Adequate service to the public is a primary consideration and duty of the railroad companies. They operate under a franchise granted to them by the State, and are bound to serve the public fairly and impartially. But, where the public does not use the facilities furnished to a sufficient extent to compensate the company therefor, it is a matter for the commission to determine, after a hearing, whether or not more than the minimum of service should be supplied, their action being subject, of course, to the judicial review. In this connection we quote with approval from the case of Blease v. Charleston W.C. Railway, 146 S.C. 496,144 S.E., 233, 240, as follows: "A railroad corporation has only restrictive power in the management of its business, affairs, and property, for the Congress of the United States and the general assembly of the state enact laws on the subject; the Interstate Commerce Commission and the State Railroad Commission promulgate rules and regulations for its control; then its employees have their *Page 442 say in the premises; however, the writer has no criticism to make of this situation, but does think that such corporation should be guarded against undue encroachments withoutfull investigation, and a clear case established showing that the same are necessary for reasonable public service, without confiscating the railroad's property." (Italics added.)

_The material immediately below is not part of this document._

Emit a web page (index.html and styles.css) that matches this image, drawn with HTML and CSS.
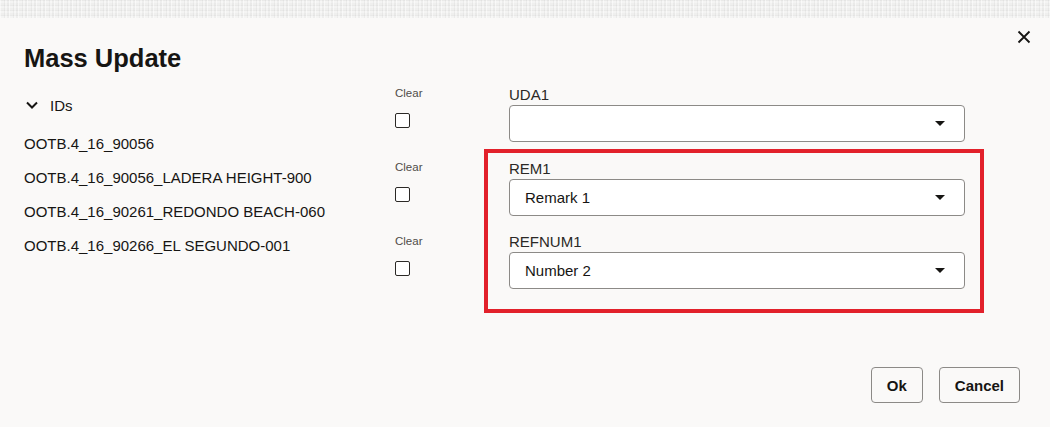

Counsel for appellants have cited two cases, Missouri PacificR.R. Co. v. Kansas, 216 U.S. 262, 30 S.Ct., 330,54 L.Ed., 472, and People ex rel. Cantrell v. St. Louis, A. T.H.R. Co., 176 Ill., 512, 52 N.E., 292, 35 L.R.A., 656, as holding authoritatively that mixed service is not adequate passenger service. In both of those cases, this conclusion was reached from the particular facts of the respective cases, after a hearing and investigation. But even if the Courts in question meant at that time to lay down an arbitrary rule to be followed, which we think they did not, it must be borne in mind that the most recent of the cases was decided more than thirty years ago, when the railroad companies had a practical monopoly of the transportation of passengers for all except very short distances. That condition no longer exists, as the railroad lines are now, in many instances, paralleled by bus lines, and the private automobile, traveling on State maintained roads, has deprived the railroads of a large part of their passenger business. Hence, a standard setting up what constitutes "reasonable accommodations" thirty years ago could not possible be a reasonable and just standard to be followed arbitrarily today. If the public has other facilities for travel furnished either by private automobiles or by bus lines, so that they no longer patronize the railroads, then it is a matter to be determined by the commission only after a full hearing and investigation of the facts, whether or not a mixed train furnishes the "reasonable accommodations" required by the statute. The public must be served by the railroads, but *Page 443 should not expect service to any greater extent than they are willing to use the service provided for them.
The order of his Honor, Arthur L. Gaston, is hereby affirmed and approved in its entirety, and the complaint herein dismissed.
MR. CHIEF JUSTICE BONHAM and MR. JUSTICE BAKER concur.
MESSRS. JUSTICES FISHBURNE and STUKES discent.